Majors may petition to count this as a cognate course (in addition to the 8 required courses for the major).
This course explores the history of Passover, from its ancient origins to its modern variations. Students will reflect on Jewish ideas of redemption as represented in art, food, memory, and ritual. Tracing the evolution of the holiday and its meaning, we will consider: sacrifice in its ancient Near Eastern context; Passover’s centrality in the development of Christianity; ritual disparity between varying Jewish ethnicities; and non-traditional Haggadahs composed over the last hundred years.
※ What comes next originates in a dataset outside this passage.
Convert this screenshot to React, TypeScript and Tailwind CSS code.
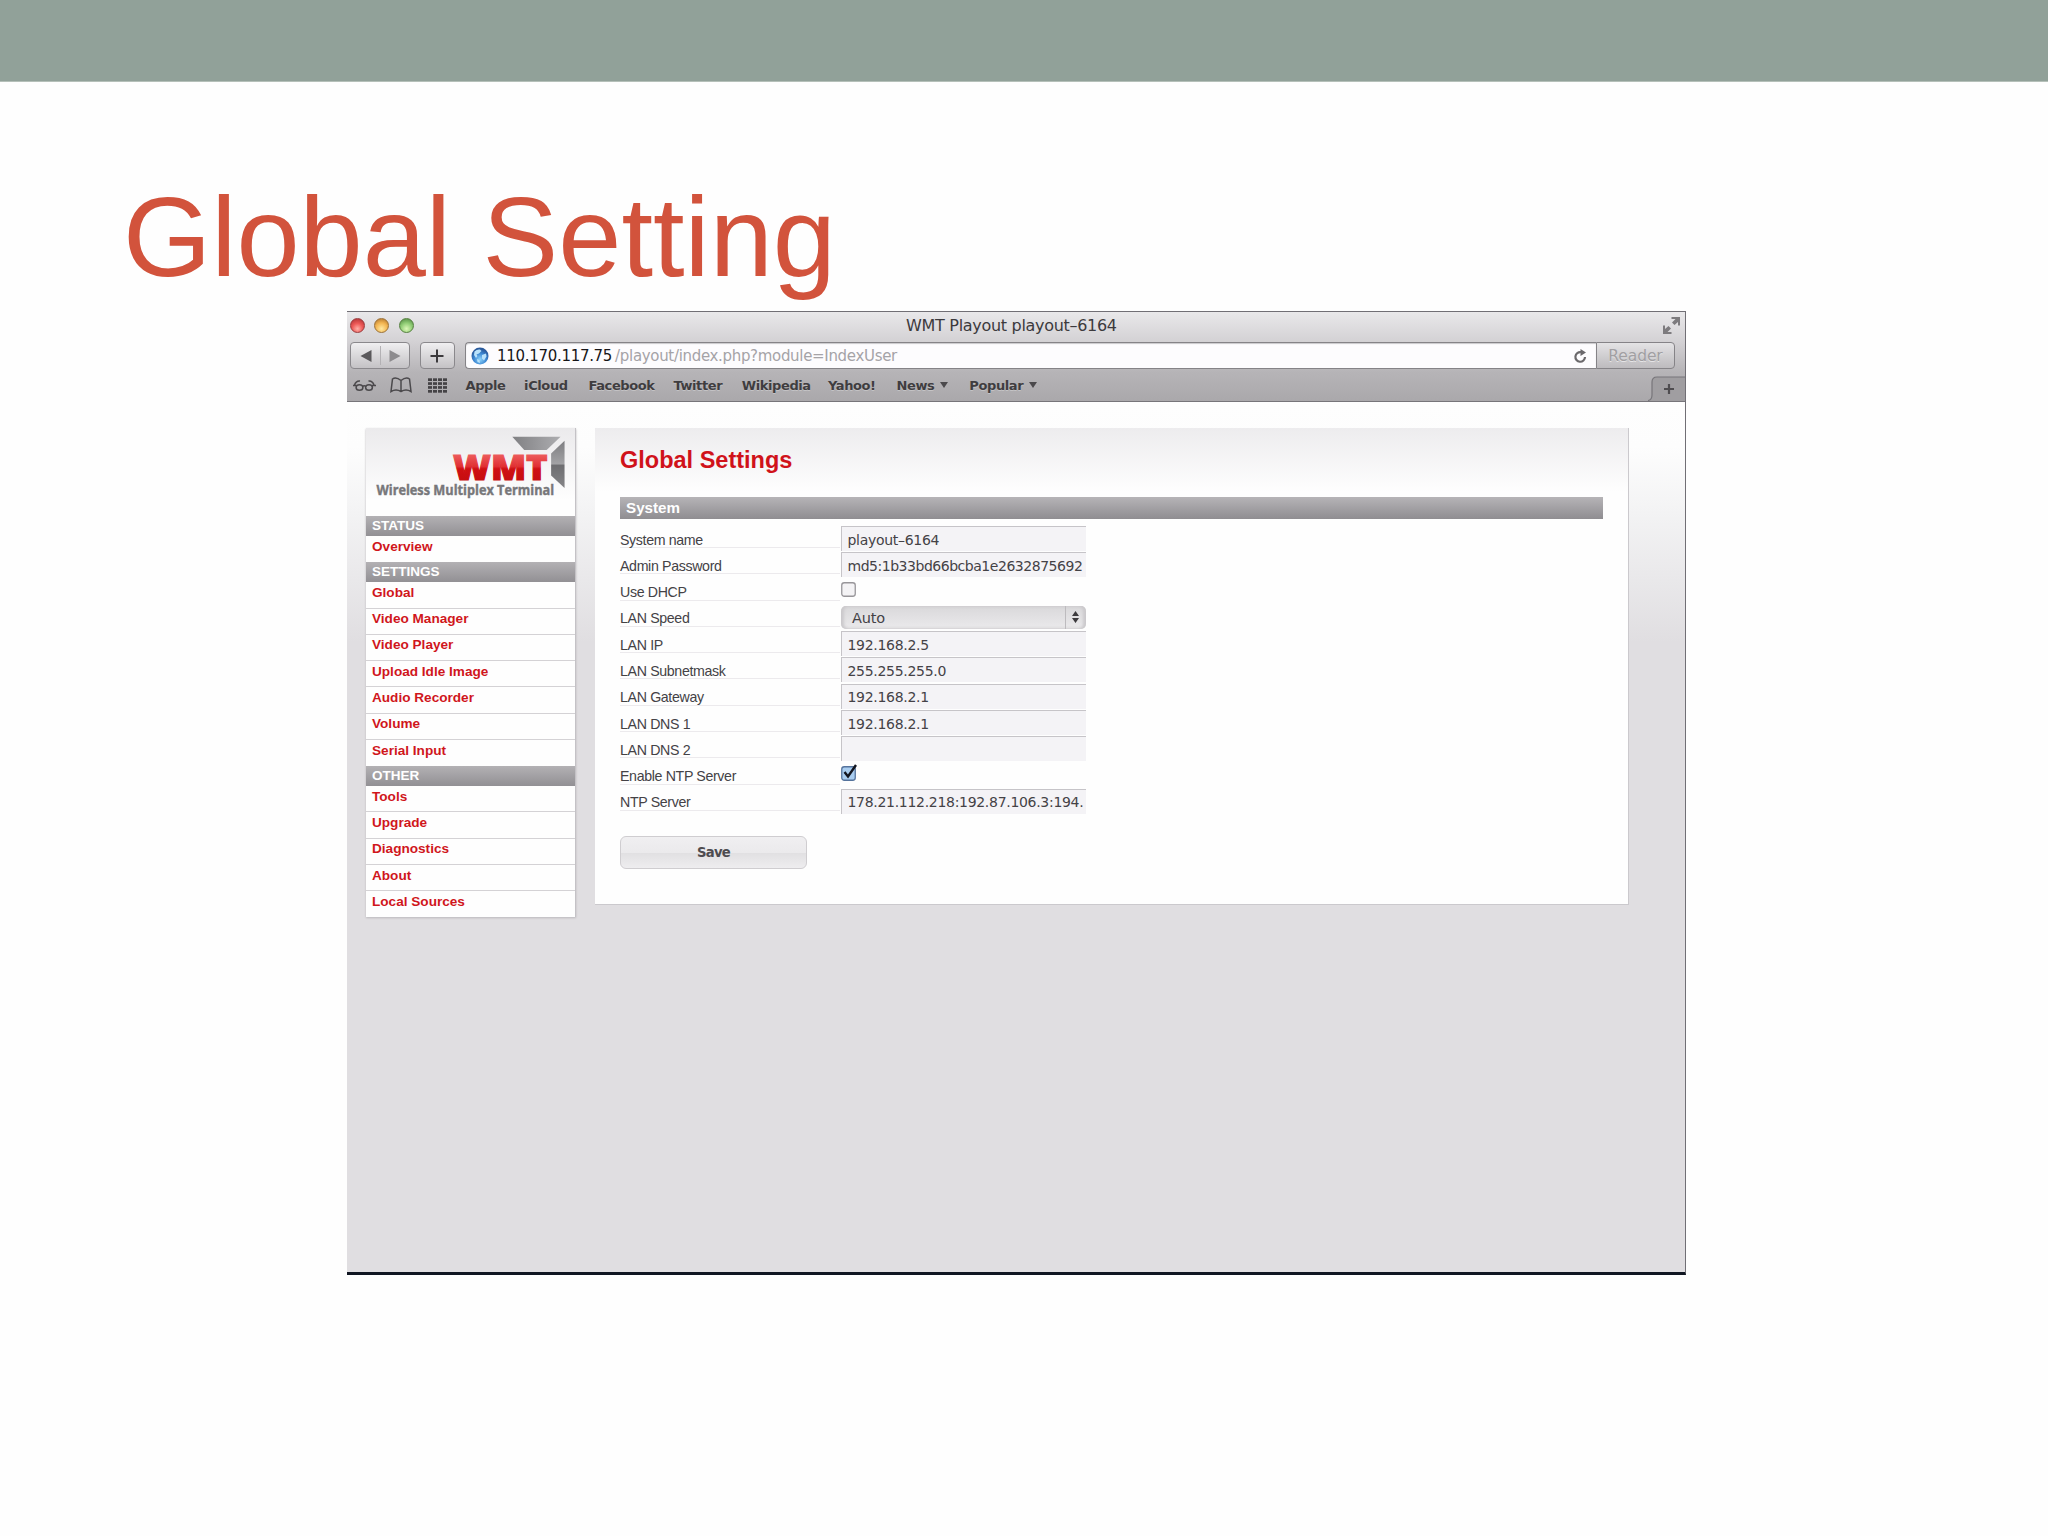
import { ReactNode } from 'react'

interface MenuGroup {
    title: string
    items: string[]
}

interface Field {
    label: string
    type: 'text' | 'checkbox' | 'select'
    value?: string
    checked?: boolean
    tight?: boolean
}

const bookmarks = [
    { label: 'Apple', style: 'w-[58.6px]' },
    { label: 'iCloud', style: 'w-[64.4px]' },
    { label: 'Facebook', style: 'w-[84.9px]' },
    { label: 'Twitter', style: 'w-[68.4px]' },
    { label: 'Wikipedia', style: 'w-[86.2px]' },
    { label: 'Yahoo!', style: 'w-[68.6px]' },
    { label: 'News', style: 'w-[72.8px]', menu: true },
    { label: 'Popular', style: 'w-[80px]', menu: true },
]

const menu: MenuGroup[] = [
    { title: 'STATUS', items: ['Overview'] },
    {
        title: 'SETTINGS',
        items: ['Global', 'Video Manager', 'Video Player', 'Upload Idle Image', 'Audio Recorder', 'Volume', 'Serial Input'],
    },
    { title: 'OTHER', items: ['Tools', 'Upgrade', 'Diagnostics', 'About', 'Local Sources'] },
]

const fields: Field[] = [
    { label: 'System name', type: 'text', value: 'playout–6164' },
    { label: 'Admin Password', type: 'text', value: 'md5:1b33bd66bcba1e2632875692', tight: true },
    { label: 'Use DHCP', type: 'checkbox' },
    { label: 'LAN Speed', type: 'select', value: 'Auto' },
    { label: 'LAN IP', type: 'text', value: '192.168.2.5' },
    { label: 'LAN Subnetmask', type: 'text', value: '255.255.255.0' },
    { label: 'LAN Gateway', type: 'text', value: '192.168.2.1' },
    { label: 'LAN DNS 1', type: 'text', value: '192.168.2.1' },
    { label: 'LAN DNS 2', type: 'text', value: '' },
    { label: 'Enable NTP Server', type: 'checkbox', checked: true },
    { label: 'NTP Server', type: 'text', value: '178.21.112.218:192.87.106.3:194.' },
]

const ToolbarButton = ({ className, children }: { className: string; children: ReactNode }) => (
    <div
        className={`flex h-[27px] items-center rounded-[4px] border border-[#8a888c] bg-linear-to-b from-[#f0eff1] to-[#c4c2c5] ${className}`}
    >
        {children}
    </div>
)

const TitleBar = () => (
    <div className="flex h-[30px] items-center pb-[2px]">
        <div className="mb-[2px] flex w-[160px] gap-[9.5px] pl-[2.5px]">
            <span className="size-[15px] rounded-full border border-[#9a3a3c] bg-[radial-gradient(circle_at_50%_75%,#ffb0a8_0%,#ee5a58_45%,#a82c30_100%)]" />
            <span className="size-[15px] rounded-full border border-[#9b7136] bg-[radial-gradient(circle_at_50%_75%,#ffe9a0_0%,#f3b552_50%,#a86d28_100%)]" />
            <span className="size-[15px] rounded-full border border-[#55803f] bg-[radial-gradient(circle_at_50%_75%,#dcf8b8_0%,#8fcc74_50%,#4b803d_100%)]" />
        </div>
        <div className="flex-1 pl-[399px] font-['DejaVu_Sans',sans-serif] text-[16px] leading-5 tracking-[-0.3px] text-[#3c3a3d]">
            WMT Playout playout–6164
        </div>
        <svg className="mr-[4px] mb-[2px] size-[19px]" viewBox="0 0 19 19" fill="#7d7b7e">
            <path d="M9.500 1H18v8.500h-2V6l-3.500 3-2.500-2.500L13.500 3h-4z" />
            <path d="M9.500 18H1V9.500h2V13l3.500-3L9 12.500 5.500 16h4z" />
        </svg>
    </div>
)

const AddressBar = () => (
    <div className="flex h-[27px] pl-[3px]">
        <ToolbarButton className="w-[60px]">
            <svg className="h-[25px] w-[58px]" viewBox="0 0 58 25">
                <path d="M20.500 7v12L9.500 13z" fill="#5a585b" />
                <path d="M29.500 3v19" stroke="#b3b1b4" />
                <path d="M38.500 7v12l11-6z" fill="#8d8b8e" />
            </svg>
        </ToolbarButton>
        <ToolbarButton className="ml-[10px] w-[35px] justify-center">
            <svg className="mr-px size-[14px]" viewBox="0 0 14 14" stroke="#3b393c" strokeWidth="2">
                <path d="M7 .5v13M.5 7h13" />
            </svg>
        </ToolbarButton>
        <div className="ml-[10px] flex w-[1131px] items-center rounded-l-[4px] border border-r-0 border-[#858387] bg-[#fdfcfe] pl-[6px] font-['DejaVu_Sans',sans-serif] text-[15px] leading-5 shadow-[inset_0_1px_1px_#c9c8cb]">
            <svg className="-ml-px size-[18px]" viewBox="0 0 18 18">
                <defs>
                    <radialGradient id="globe" cx="50%" cy="70%" r="60%">
                        <stop offset="0" stopColor="#8fd4fb" />
                        <stop offset="0.6" stopColor="#3b86d2" />
                        <stop offset="1" stopColor="#2a5a9c" />
                    </radialGradient>
                </defs>
                <circle cx="9" cy="9" r="8.500" fill="url(#globe)" />
                <path
                    d="M3.500 4.500Q6 2 9 2.500L10.500 4 8 6.500 5.500 7.500 6.500 9 5 11 3 8zM11 8l4-1.500.5 3-2.500 4-2-2zM6 12l2.500 1 .5 3-2.500-1z"
                    fill="#b9e2fb"
                />
            </svg>
            <span className="ml-[8px] pt-px tracking-[-0.3px] text-[#171619]">110.170.117.75</span>
            <span className="ml-[3px] pt-px tracking-[-0.32px] text-[#a5a3a7]">/playout/index.php?module=IndexUser</span>
            <svg className="mr-[9px] ml-auto size-[14px]" viewBox="0 0 14 14" fill="none">
                <path d="M8 3.200A4.800 4.800 0 1 0 12 8" stroke="#6b696c" strokeWidth="2.200" />
                <path d="M7.500 0l5.500 3.500-5.500 3.500z" fill="#6b696c" />
            </svg>
        </div>
        <div className="flex w-[79px] items-center justify-center rounded-r-[4px] border border-[#858387] bg-linear-to-b from-[#e4e3e5] to-[#bdbbbe] pt-px font-['DejaVu_Sans',sans-serif] text-[15.5px] leading-5 tracking-[-0.1px] text-[#a19fa2] [text-shadow:0_1px_0_#e6e5e7]">
            Reader
        </div>
    </div>
)

const BookmarksBar = () => (
    <div className="flex h-[32px] pl-[5px]">
        <div className="flex h-[32px] items-center">
            <svg className="h-[14px] w-[25px]" viewBox="0 0 25 14" fill="none" stroke="#4b494c" strokeWidth="1.500">
                <ellipse cx="7.500" cy="9.500" rx="3.400" ry="2.800" />
                <ellipse cx="17" cy="9.500" rx="3.400" ry="2.800" />
                <path d="M1 7.500h3.500M10.500 8.500q1.700-1.300 3.500 0M20 7.500h4M2.500 7Q4 2.500 8 3M22 7Q20.500 2.500 16.500 3" />
            </svg>
            <svg className="ml-[13px] h-[16px] w-[22px]" viewBox="0 0 22 16" fill="none" stroke="#4b494c" strokeWidth="1.500">
                <path d="M11 3.500Q6-.5 2.500 2L1 14.500Q6 11.500 11 14.500 16 11.500 21 14.500L19.500 2Q16-.5 11 3.500zV14.500" />
            </svg>
            <svg className="ml-[16px] h-[15px] w-[19px]" viewBox="0 0 19 15" fill="#454346">
                {[0, 5, 10, 15].map((x) =>
                    [0.3, 4.2, 8.1, 12].map((y) => <rect key={`${x}-${y}`} x={x} y={y} width="4" height="2.700" />)
                )}
            </svg>
        </div>
        <div className="ml-[18.500px] flex h-[33px] items-center font-['DejaVu_Sans',sans-serif] text-[13px] leading-5 font-bold tracking-[-0.4px] text-[#3f3d40] [text-shadow:0_1px_0_#c4c3c5]">
            {bookmarks.map(({ label, style, menu }) => (
                <div key={label} className={`flex shrink-0 items-center ${style}`}>
                    {label}
                    {menu && (
                        <svg className="mb-[2px] ml-[6px] h-[6px] w-[8px]" viewBox="0 0 8 6">
                            <path d="M0 0h8L4 6z" fill="#4b494c" />
                        </svg>
                    )}
                </div>
            ))}
        </div>
        <svg className="mt-[7px] ml-auto h-[25px] w-[37px]" viewBox="0 0 37 25">
            <path d="M0 25Q4 24 4 19V6Q4 1 9 1h28v24z" fill="#a09ea1" />
            <path d="M0 24.500Q4 24 4 19V6Q4 1 9 1h28" fill="none" stroke="#77757a" strokeWidth="1.200" />
            <path d="M21 8v10M16 13h10" stroke="#4f4d50" strokeWidth="2.200" />
        </svg>
    </div>
)

const Logo = () => (
    <svg className="h-[88px] w-full" viewBox="0 0 210 88">
        <defs>
            <linearGradient id="red" x1="0" y1="0" x2="0" y2="1">
                <stop offset="0.200" stopColor="#f06565" />
                <stop offset="0.500" stopColor="#e03033" />
                <stop offset="0.550" stopColor="#cf1013" />
                <stop offset="0.850" stopColor="#c40d10" />
            </linearGradient>
            <linearGradient id="steel" x1="0" y1="0" x2="1" y2="0">
                <stop offset="0" stopColor="#808083" />
                <stop offset="1" stopColor="#adadb0" />
            </linearGradient>
            <linearGradient id="side" x1="0" y1="0" x2="0" y2="1">
                <stop offset="0" stopColor="#7d7d80" />
                <stop offset="0.500" stopColor="#a3a3a6" />
                <stop offset="0.510" stopColor="#6d6d70" />
                <stop offset="1" stopColor="#858588" />
            </linearGradient>
        </defs>
        <path d="M147 8.500h48.500L181.500 22H159z" fill="url(#steel)" />
        <path d="M199.500 12.500V60L186 47.500v-22z" fill="url(#side)" />
        <text
            x="87.500"
            y="52.500"
            textLength="95"
            lengthAdjust="spacingAndGlyphs"
            fill="url(#red)"
            stroke="url(#red)"
            strokeWidth="1.200"
            className="font-['Open_Sans',sans-serif] text-[36px] font-extrabold"
        >
            WMT
        </text>
        <text
            x="10.500"
            y="67"
            textLength="178.500"
            lengthAdjust="spacingAndGlyphs"
            fill="#77777a"
            stroke="#77777a"
            strokeWidth="0.400"
            className="font-['Open_Sans',sans-serif] text-[13.500px] font-bold"
        >
            Wireless Multiplex Terminal
        </text>
    </svg>
)

const Sidebar = () => (
    <div className="h-[488.500px] w-[210px] border-r border-[#c4c2c6] bg-linear-to-b from-[#ebeaec] to-[#fefefe] to-[72px] shadow-[0_1px_2px_#bab8bc]">
        <Logo />
        {menu.map(({ title, items }) => (
            <div key={title}>
                <div className="h-[20px] bg-linear-to-b from-[#b3b1b4] to-[#929094] pl-[6px] text-[13.500px] leading-[20px] font-bold text-white">
                    {title}
                </div>
                {items.map((item, i) => (
                    <div
                        key={item}
                        className={`h-[26.280px] pt-[0.700px] pl-[6px] text-[13.600px] leading-[20px] font-bold text-[#d0161c] ${
                            i < items.length - 1 ? 'border-b border-[#d4d2d5]' : ''
                        }`}
                    >
                        {item}
                    </div>
                ))}
            </div>
        ))}
    </div>
)

const Control = ({ type, value, checked, tight }: Field) => {
    if (type === 'checkbox') {
        return (
            <svg className="h-[20px] w-[18px] overflow-visible" viewBox="0 0 18 20">
                <rect
                    x="0.750"
                    y="3.750"
                    width="13.500"
                    height="13.500"
                    rx="2.500"
                    fill={checked ? '#a9cdf0' : '#f4f3f5'}
                    stroke={checked ? '#55739c' : '#98969a'}
                    strokeWidth="1.300"
                />
                {checked && <path d="M3.500 9l3.500 4.500L15 2" fill="none" stroke="#12151f" strokeWidth="2.400" />}
            </svg>
        )
    }

    if (type === 'select') {
        return (
            <div className="mt-[1px] flex h-[23px] w-[245px] items-center rounded-[5px] bg-linear-to-b from-[#d9d8da] to-[#ebeaec] pl-[11.500px] text-[14.500px] leading-5 tracking-[-0.2px] shadow-[inset_3px_0_3px_#cbc9cc,inset_-3px_0_3px_#cbc9cc]">
                <span className="pt-px">{value}</span>
                <div className="mr-[1px] ml-auto flex h-full w-[20px] items-center justify-center border-l border-[#bdbbbe]">
                    <svg className="h-[12px] w-[7px]" viewBox="0 0 7 12" fill="#3d3b3e">
                        <path d="M0 5h7L3.500 0zM0 7h7l-3.500 5z" />
                    </svg>
                </div>
            </div>
        )
    }

    return (
        <div
            className={`flex h-[25px] w-[245px] items-center overflow-hidden border-t border-l border-[#c6c4c8] bg-[#f4f3f6] pt-px pl-[6px] text-[14px] leading-5 whitespace-nowrap ${
                tight ? 'tracking-[-0.470px]' : 'tracking-[-0.300px]'
            }`}
        >
            {value}
        </div>
    )
}

const SettingsPanel = () => (
    <div className="h-[477px] w-[1034px] border-r border-b border-[#cbc9cd] bg-linear-to-b from-[#edecee] to-[#fefefe] to-[64px] pt-[16px] pl-[25px]">
        <h2 className="text-[23.500px] leading-[32px] font-bold text-[#d0121a]">Global Settings</h2>
        <div className="mt-[21px] h-[22px] w-[983px] bg-linear-to-b from-[#b6b4b7] to-[#8f8d91] pl-[6px] text-[15.200px] leading-[22px] font-bold text-white">
            System
        </div>
        <div className="mt-[7px]">
            {fields.map((field) => (
                <div key={field.label} className="flex h-[26.300px]">
                    <div className="mr-[0.500px] h-[22px] w-[220px] border-b border-[#eceaed] pt-[3.500px] text-[14.200px] leading-[20px] tracking-[-0.350px] text-[#444246]">
                        {field.label}
                    </div>
                    <div className="font-['DejaVu_Sans',sans-serif] text-[#444246]">
                        <Control {...field} />
                    </div>
                </div>
            ))}
        </div>
        <button className="mt-[21px] block h-[33px] w-[187px] rounded-[6px] border border-[#cfcdd0] bg-[linear-gradient(#f0eff1_0%,#ebeaec_50%,#e1e0e2_52%,#eeedef_100%)] pt-px font-['DejaVu_Sans',sans-serif] text-[13.200px] leading-5 font-bold tracking-[-0.700px] text-[#4e4c50]">
            Save
        </button>
    </div>
)

export default function App() {
    return (
        <div className="flex h-[1536px] w-[2048px] flex-col bg-[#fefefe] font-['Liberation_Sans',sans-serif]">
            <div className="h-[82px] shrink-0 border-b border-[#b5c0b9] bg-[#91a199]" />
            <h1 className="mt-[90px] h-[139px] pl-[123px] text-[113.500px] leading-[130px] text-[#d2533c]">Global Setting</h1>
            <div className="ml-[347px] flex h-[964px] w-[1339px] flex-col border-t border-r border-b-[3px] border-t-[#716f75] border-r-[#716f75] border-b-[#101622]">
                <div className="h-[90px] shrink-0 border-b border-[#77757a] bg-[linear-gradient(#e9e8ea_0px,#d3d1d4_30px,#b6b4b7_60px,#aaa8ab_89px)]">
                    <TitleBar />
                    <AddressBar />
                    <BookmarksBar />
                </div>
                <div className="flex flex-1 gap-[19px] bg-[linear-gradient(#fefefe_0px,#fdfdfd_45px,#f3f3f4_110px,#e0dee1_240px)] pt-[26px] pl-[19px]">
                    <Sidebar />
                    <SettingsPanel />
                </div>
            </div>
        </div>
    )
}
In a semester-long project, students have the option to write, create, and/or perform a representation of the main themes of the course.
NES 339 / REL 339 (HA) No Audit
Introduction to Islamic Theology
Hossein Modarressi
1:30 pm – 4:20 pm M
Department Area Requirement: Does NOT satisfy sub-field requirement; does NOT count as departmental.
Majors may petition to count this as a cognate course (in addition to the 8 required courses for the major).
This course is a general survey of the main principles of Islamic doctrine. It focuses on the Muslim theological discourse on the concepts of God and His attributes, man and nature, the world to come, revelation and prophethood, diversity of religions, and the possibility and actuality of miracles.